Written instruction:
Repeat the data word for word. Do not include the pictures.
─── Data segment ───
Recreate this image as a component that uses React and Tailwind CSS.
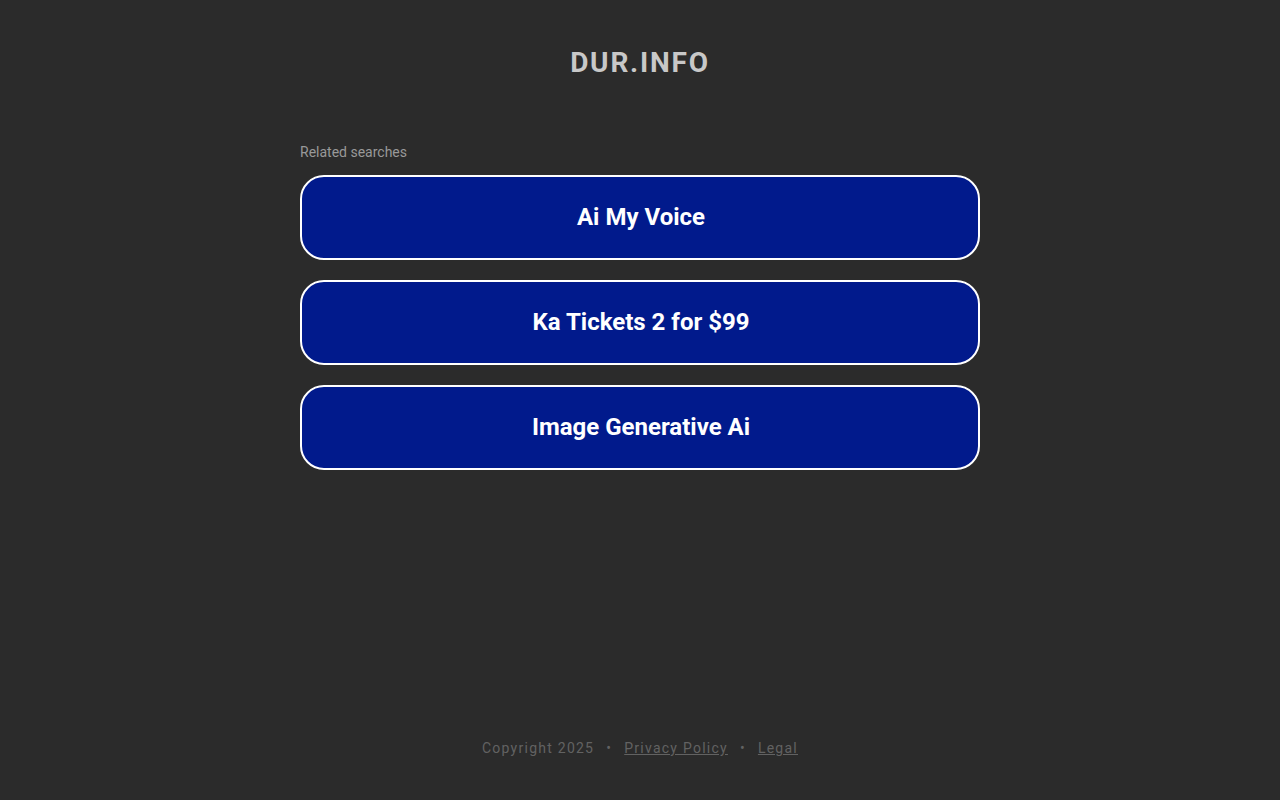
export default function App() {
  const items = ["Ai My Voice", "Ka Tickets 2 for $99", "Image Generative Ai"];
  return (
    <div className="flex h-[800px] flex-col items-center bg-[#2b2b2b] font-['Roboto',sans-serif]">
      <div className="mt-[45px] h-[36px] text-[28px] font-bold leading-[36px] tracking-[1.8px] text-[#c8c8c8]">DUR.INFO</div>
      <div className="mt-[62px] w-[680px]">
        <div className="h-[18px] text-[14px] leading-[18px] text-[#999999]">Related searches</div>
        <div className="mt-[14px] flex flex-col gap-[20px]">
          {items.map((t) => (
            <a
              key={t}
              href="#"
              className="flex h-[85px] items-center justify-center rounded-[24px] border-2 border-white bg-[#011a8c] pb-[2px] pl-[2px] text-[24px] font-bold text-white"
            >
              {t}
            </a>
          ))}
        </div>
      </div>
      <div className="mt-auto mb-[43px] flex items-center text-[14px] leading-[18px] tracking-[1.25px] text-[#626262]">
        <span>Copyright 2025</span>
        <span className="mx-[12px]">•</span>
        <a href="#" className="underline">Privacy Policy</a>
        <span className="mx-[12px]">•</span>
        <a href="#" className="underline">Legal</a>
      </div>
    </div>
  );
}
───
Reply:
Recreate this image as a component that uses React and Tailwind CSS.
export default function App() {
  const items = ["Ai My Voice", "Ka Tickets 2 for $99", "Image Generative Ai"];
  return (
    <div className="flex h-[800px] flex-col items-center bg-[#2b2b2b] font-['Roboto',sans-serif]">
      <div className="mt-[45px] h-[36px] text-[28px] font-bold leading-[36px] tracking-[1.8px] text-[#c8c8c8]">DUR.INFO</div>
      <div className="mt-[62px] w-[680px]">
        <div className="h-[18px] text-[14px] leading-[18px] text-[#999999]">Related searches</div>
        <div className="mt-[14px] flex flex-col gap-[20px]">
          {items.map((t) => (
            <a
              key={t}
              href="#"
              className="flex h-[85px] items-center justify-center rounded-[24px] border-2 border-white bg-[#011a8c] pb-[2px] pl-[2px] text-[24px] font-bold text-white"
            >
              {t}
            </a>
          ))}
        </div>
      </div>
      <div className="mt-auto mb-[43px] flex items-center text-[14px] leading-[18px] tracking-[1.25px] text-[#626262]">
        <span>Copyright 2025</span>
        <span className="mx-[12px]">•</span>
        <a href="#" className="underline">Privacy Policy</a>
        <span className="mx-[12px]">•</span>
        <a href="#" className="underline">Legal</a>
      </div>
    </div>
  );
}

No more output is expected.